Hey Kevin,
thanks a lot for the swift response. There is an ongoing case regarding this issue with DTS: 9323940. I've provided the full trace file there for reference. Unfortunately, I cannot share the entire thing here in the forums.
Nonetheless, I've taken a screenshot of the time profiler view to make things more clear:
In this picture, you see the view I'm talking about in my original post. The other view (CPU Profiler, see below), shows that the cycles halved. Nonetheless, the time profiler view (shown in the picture) did not show any improvement (the 12.38 seconds are no improvement to the 12.36 seconds measured for the original, unoptimized implementation [not displayed in the picture]).
I hope this makes it more clear - I don't think this is one of the views where time profiler shows the measurements relative to the total usage, or am I mistaking here? The way I understood it, this is the total time the app spent on the CPU, requiring calculation?

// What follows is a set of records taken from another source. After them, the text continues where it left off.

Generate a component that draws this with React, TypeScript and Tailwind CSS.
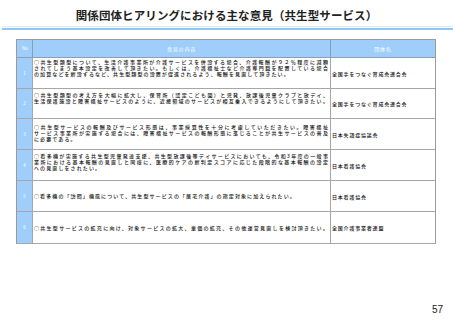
import React from "react";

const jp = { fontFamily: '"Noto Sans CJK JP", "Noto Sans", sans-serif' };

type Row = { no: string; lines: string[]; org: string; h: string; pt: string; center?: boolean; fullLast?: boolean };

const rows: Row[] = [
  {
    no: "1",
    lines: [
      "○共生型類型について、生活介護事業所が介護サービスを併設する場合、介護報酬が９２％程度に減額",
      "されてしまう基本設定を改善して頂きたい。もしくは、介護福祉士など介護専門職を配置している場合",
      "の加算などを新設するなど、共生型類型の設置が促進されるよう、報酬を見直して頂きたい。",
    ],
    org: "全国手をつなぐ育成会連合会",
    h: "h-[31px]",
    pt: "pt-[1px]",
  },
  {
    no: "2",
    lines: [
      "○共生型類型の考え方を大幅に拡大し、保育所（認定こども園）と児発、放課後児童クラブと放デイ、",
      "生活保護施設と障害福祉サービスのように、近接領域のサービスが相互乗入できるようにして頂きたい。",
    ],
    org: "全国手をつなぐ育成会連合会",
    h: "h-[30px]",
    pt: "pt-[3px]",
    fullLast: true,
  },
  {
    no: "3",
    lines: [
      "○共生型サービスの報酬及びサービス形態は、事業採算性を十分に考慮していただきたい。障害福祉",
      "サービス事業所が実施する場合には、障害福祉サービスの報酬形態に準じることが共生サービスの普及",
      "に必要である。",
    ],
    org: "日本失語症協議会",
    h: "h-[31px]",
    pt: "pt-[5px]",
  },
  {
    no: "4",
    lines: [
      "○看多機が実施する共生型児童発達支援、共生型放課後等デイサービスにおいても、令和3年度の一般事",
      "業所における基本報酬の見直しと同様に、医療的ケアの新判定スコアに応じた段階的な基本報酬の設定",
      "への見直しをされたい。",
    ],
    org: "日本看護協会",
    h: "h-[31px]",
    pt: "pt-[3px]",
  },
  {
    no: "5",
    lines: ["○看多機の「訪問」機能について、共生型サービスの「居宅介護」の指定対象に加えられたい。"],
    org: "日本看護協会",
    h: "h-[31px]",
    pt: "",
    center: true,
  },
  {
    no: "6",
    lines: ["○共生型サービスの拡充に向け、対象サービスの拡大、単価の拡充、その他運営見直しを検討頂きたい。"],
    org: "全国介護事業者連盟",
    h: "h-[31px]",
    pt: "",
    center: true,
    fullLast: true,
  },
];

export default function App() {
  return (
    <div className="w-[453px] h-[320px] bg-white flex flex-col overflow-hidden text-[#222]" style={jp}>
      <div className="h-[26px] pt-[6px] flex items-center justify-center">
        <span className="text-[11.5px] font-bold leading-none tracking-[0.1px]">
          関係団体ヒアリングにおける主な意見（共生型サービス）
        </span>
      </div>
      <div className="ml-[2px] h-px bg-[#d8ecfb]" />
      <div className="ml-[2px] mt-[1px] h-[2px] bg-[#8fc6f2]" />

      <div className="mt-[9px] ml-[16px] w-[420px] border border-[#9a9a9a] border-b-[#a8a8a8]">
        <div className="flex h-[18px] bg-[#9fcefb] border-b border-[#8a9fb5] text-white">
          <div className="w-[15px] flex items-center pl-[5px] text-[4.5px] leading-none">No</div>
          <div className="w-[298px] border-l border-[#8a9fb5] flex items-center justify-center text-[5px] tracking-[0.8px] leading-none">
            意見の内容
          </div>
          <div className="flex-1 border-l border-[#8a9fb5] flex items-center justify-center text-[5px] tracking-[0.8px] leading-none">
            団体名
          </div>
        </div>
        {rows.map((r, i) => (
          <div
            key={r.no}
            className={`flex ${r.h} ${i < rows.length - 1 ? "border-b border-[#a6a6a6]" : ""}`}
          >
            <div className="w-[15px] shrink-0 bg-[#9fcefb] flex items-center justify-center text-white text-[4.5px] leading-none">
              {r.no}
            </div>
            <div
              className={`w-[298px] shrink-0 border-l border-[#a6a6a6] pl-[1px] pr-[1px] flex flex-col ${
                r.center ? "justify-center" : r.pt
              }`}
            >
              <div className="w-[295px] text-[5px] tracking-[1.1px] leading-[6px] font-medium text-[#111]">
                {r.lines.map((l, j) => {
                  const full = j < r.lines.length - 1 || r.fullLast;
                  return (
                    <span
                      key={l}
                      className={`block whitespace-nowrap ${full ? "text-justify [text-align-last:justify]" : ""}`}
                    >
                      {l}
                    </span>
                  );
                })}
              </div>
            </div>
            <div className="flex-1 border-l border-[#a6a6a6] pl-[1px] flex items-center text-[5px] tracking-[0.8px] leading-none font-medium text-[#111] whitespace-nowrap">
              {r.org}
            </div>
          </div>
        ))}
      </div>

      <div className="mt-auto flex justify-end pr-[10px] pb-[5px]">
        <span className="text-[10px] leading-[10px]" style={{ fontFamily: '"Liberation Sans", Arial, sans-serif' }}>
          57
        </span>
      </div>
    </div>
  );
}
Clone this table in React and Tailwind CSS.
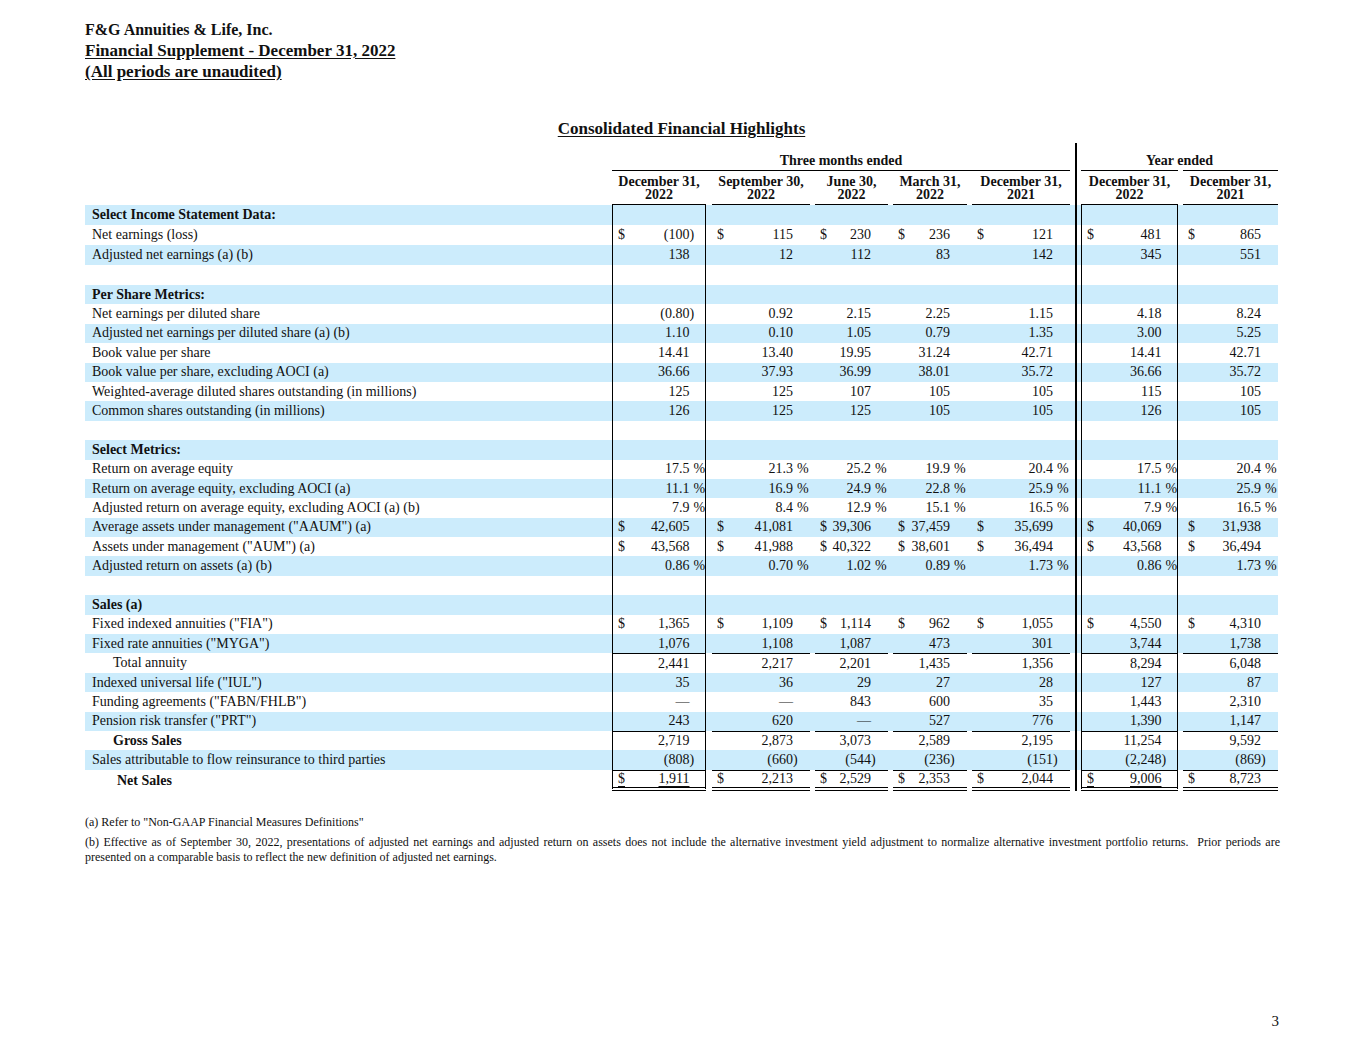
import React from "react";

const cols = [
  { w: "w-[94px]", box: true },
  { w: "w-[98px] ml-[6px]" },
  { w: "w-[73px] ml-[5px]" },
  { w: "w-[74px] ml-[5px]" },
  { w: "w-[98px] ml-[5px]" },
  { w: "w-[97px]", box: true },
  { w: "w-[95px] ml-[5px]" },
];

const heads = [
  ["December 31,", "2022"],
  ["September 30,", "2022"],
  ["June 30,", "2022"],
  ["March 31,", "2022"],
  ["December 31,", "2021"],
  ["December 31,", "2022"],
  ["December 31,", "2021"],
];

const rows = [
  { label: "Select Income Statement Data:", section: true },
  { label: "Net earnings (loss)", dollar: true, vals: ["(100)", "115", "230", "236", "121", "481", "865"] },
  { label: "Adjusted net earnings (a) (b)", vals: ["138", "12", "112", "83", "142", "345", "551"] },
  { label: "" },
  { label: "Per Share Metrics:", section: true },
  { label: "Net earnings per diluted share", vals: ["(0.80)", "0.92", "2.15", "2.25", "1.15", "4.18", "8.24"] },
  { label: "Adjusted net earnings per diluted share (a) (b)", vals: ["1.10", "0.10", "1.05", "0.79", "1.35", "3.00", "5.25"] },
  { label: "Book value per share", vals: ["14.41", "13.40", "19.95", "31.24", "42.71", "14.41", "42.71"] },
  { label: "Book value per share, excluding AOCI (a)", vals: ["36.66", "37.93", "36.99", "38.01", "35.72", "36.66", "35.72"] },
  { label: "Weighted-average diluted shares outstanding (in millions)", vals: ["125", "125", "107", "105", "105", "115", "105"] },
  { label: "Common shares outstanding (in millions)", vals: ["126", "125", "125", "105", "105", "126", "105"] },
  { label: "" },
  { label: "Select Metrics:", section: true },
  { label: "Return on average equity", pct: true, vals: ["17.5", "21.3", "25.2", "19.9", "20.4", "17.5", "20.4"] },
  { label: "Return on average equity, excluding AOCI (a)", pct: true, vals: ["11.1", "16.9", "24.9", "22.8", "25.9", "11.1", "25.9"] },
  { label: "Adjusted return on average equity, excluding AOCI (a) (b)", pct: true, vals: ["7.9", "8.4", "12.9", "15.1", "16.5", "7.9", "16.5"] },
  { label: "Average assets under management (\"AAUM\") (a)", dollar: true, vals: ["42,605", "41,081", "39,306", "37,459", "35,699", "40,069", "31,938"] },
  { label: "Assets under management (\"AUM\") (a)", dollar: true, vals: ["43,568", "41,988", "40,322", "38,601", "36,494", "43,568", "36,494"] },
  { label: "Adjusted return on assets (a) (b)", pct: true, vals: ["0.86", "0.70", "1.02", "0.89", "1.73", "0.86", "1.73"] },
  { label: "" },
  { label: "Sales (a)", section: true },
  { label: "Fixed indexed annuities (\"FIA\")", dollar: true, vals: ["1,365", "1,109", "1,114", "962", "1,055", "4,550", "4,310"] },
  { label: "Fixed rate annuities (\"MYGA\")", vals: ["1,076", "1,108", "1,087", "473", "301", "3,744", "1,738"] },
  { label: "Total annuity", indent: "pl-[28px]", top: true, vals: ["2,441", "2,217", "2,201", "1,435", "1,356", "8,294", "6,048"] },
  { label: "Indexed universal life (\"IUL\")", vals: ["35", "36", "29", "27", "28", "127", "87"] },
  { label: "Funding agreements (\"FABN/FHLB\")", vals: ["—", "—", "843", "600", "35", "1,443", "2,310"] },
  { label: "Pension risk transfer (\"PRT\")", vals: ["243", "620", "—", "527", "776", "1,390", "1,147"] },
  { label: "Gross Sales", indent: "pl-[28px]", bold: true, top: true, vals: ["2,719", "2,873", "3,073", "2,589", "2,195", "11,254", "9,592"] },
  { label: "Sales attributable to flow reinsurance to third parties", vals: ["(808)", "(660)", "(544)", "(236)", "(151)", "(2,248)", "(869)"] },
  { label: "Net Sales", indent: "pl-[32px]", bold: true, top: true, total: true, dollar: true, vals: ["1,911", "2,213", "2,529", "2,353", "2,044", "9,006", "8,723"] },
];

const Sep = () => (
  <div className="w-[11px] flex justify-center shrink-0">
    <div className="w-[2px] bg-black" />
  </div>
);

const NumCell = ({ col, v, row }) => {
  const paren = v && v.endsWith(")");
  const num = paren ? v.slice(0, -1) : v;
  const ul = row.total && col.box ? "underline underline-offset-[3px]" : "";
  return (
    <div className={`${col.w} shrink-0 flex items-center pl-[5px] ${col.box ? "border-x-[1.5px] border-black" : ""} ${row.top ? "border-t-[1.5px] border-black" : ""} ${row.total ? "border-b-[4px] border-black [border-bottom-style:double]" : ""}`}>
      {row.dollar && <span className={ul}>$</span>}
      <span className={`ml-auto ${ul}`}>{num}</span>
      <span className={`${col.box ? "w-[15.5px]" : "w-[17px]"} shrink-0 whitespace-nowrap`}>
        {paren ? ")" : v && row.pct ? <span className="pl-[4px]">%</span> : ""}
      </span>
    </div>
  );
};

export default function App() {
  return (
    <div className="w-[1365px] min-h-[1055px] bg-white text-[#111] font-['Liberation_Serif',serif] pl-[85px] pt-[19px]">
      <div className="leading-[21px] font-bold">
        <div className="text-[16px]">F&amp;G Annuities &amp; Life, Inc.</div>
        <div className="text-[17px] underline underline-offset-2">Financial Supplement - December 31, 2022</div>
        <div className="text-[17px] underline underline-offset-2">(All periods are unaudited)</div>
      </div>

      <div className="w-[1193px] mt-[36px] text-center text-[17px] leading-[21px] font-bold">
        <span className="underline underline-offset-2">Consolidated Financial Highlights</span>
      </div>

      <div className="w-[1193px] text-[14px] mt-[4px]">
        {/* header */}
        <div className="flex h-[62px]">
          <div className="w-[527px] shrink-0" />
          <div className="w-[458px] flex flex-col">
            <div className="h-[26.5px] flex items-end justify-center pb-[2px] leading-[15px] font-bold">Three months ended</div>
            <div className="h-[1.5px] bg-black" />
            <div className="flex flex-1">
              {cols.slice(0, 5).map((c, i) => (
                <div key={i} className={`${c.w} shrink-0 flex flex-col justify-end items-center border-b-[1.5px] border-black pb-[3px] leading-[13px] font-bold whitespace-nowrap`}>
                  <div>{heads[i][0]}</div>
                  <div>{heads[i][1]}</div>
                </div>
              ))}
            </div>
          </div>
          <Sep />
          <div className="w-[197px] flex flex-col">
            <div className="h-[26.5px] flex items-end justify-center pb-[2px] leading-[15px] font-bold">Year ended</div>
            <div className="flex h-[1.5px]">
              <div className="w-[97px] bg-black" />
              <div className="w-[95px] ml-[5px] bg-black" />
            </div>
            <div className="flex flex-1">
              {cols.slice(5).map((c, i) => (
                <div key={i} className={`${c.w} shrink-0 flex flex-col justify-end items-center border-b-[1.5px] border-black pb-[3px] leading-[13px] font-bold whitespace-nowrap`}>
                  <div>{heads[i + 5][0]}</div>
                  <div>{heads[i + 5][1]}</div>
                </div>
              ))}
            </div>
          </div>
        </div>

        {/* body */}
        {rows.map((r, idx) => (
          <div
            key={idx}
            className={`flex leading-[16px] ${idx < 4 ? "h-[20px]" : r.total ? "h-[21.5px]" : "h-[19.4px]"} ${idx % 2 === 0 ? "bg-[#ccecfc]" : "bg-white"}`}
          >
            <div className={`w-[527px] shrink-0 flex items-center ${r.indent || "pl-[7px]"} ${r.section || r.bold ? "font-bold" : ""} whitespace-nowrap`}>
              {r.label}
            </div>
            {cols.slice(0, 5).map((c, i) => (
              <NumCell key={i} col={c} v={r.vals ? r.vals[i] : ""} row={r} />
            ))}
            <Sep />
            {cols.slice(5).map((c, i) => (
              <NumCell key={i} col={c} v={r.vals ? r.vals[i + 5] : ""} row={r} />
            ))}
          </div>
        ))}
      </div>

      <div className="w-[1195px] text-[12px] leading-[15px] mt-[24px]">
        <p>(a) Refer to "Non-GAAP Financial Measures Definitions"</p>
        <p className="mt-[5px] text-justify">
          (b) Effective as of September 30, 2022, presentations of adjusted net earnings and adjusted return on assets does not include the alternative investment yield adjustment to normalize alternative investment portfolio returns.&nbsp; Prior periods are presented on a comparable basis to reflect the new definition of adjusted net earnings.
        </p>
      </div>

      <div className="w-[1195px] text-right text-[15px] leading-[18px] mt-[147px] pr-[1px]">3</div>
    </div>
  );
}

Aside of that, would you say that the regular CPU Profiler (with the cycles) is a better/more reliable indication of any performance improvements? I.e. can I conclude that my refactoring actually worked if the cycles halved?
Here you see the CPU Profiler view (the one I keep mentioning w.r.t. CPU cycles):
Here you see a total of 6.60 Gc for the refactored implementation, as opposed to 11.40 Gc for the original, unoptimized, implementation.
Really appreciate your help on this issue here, thanks a lot!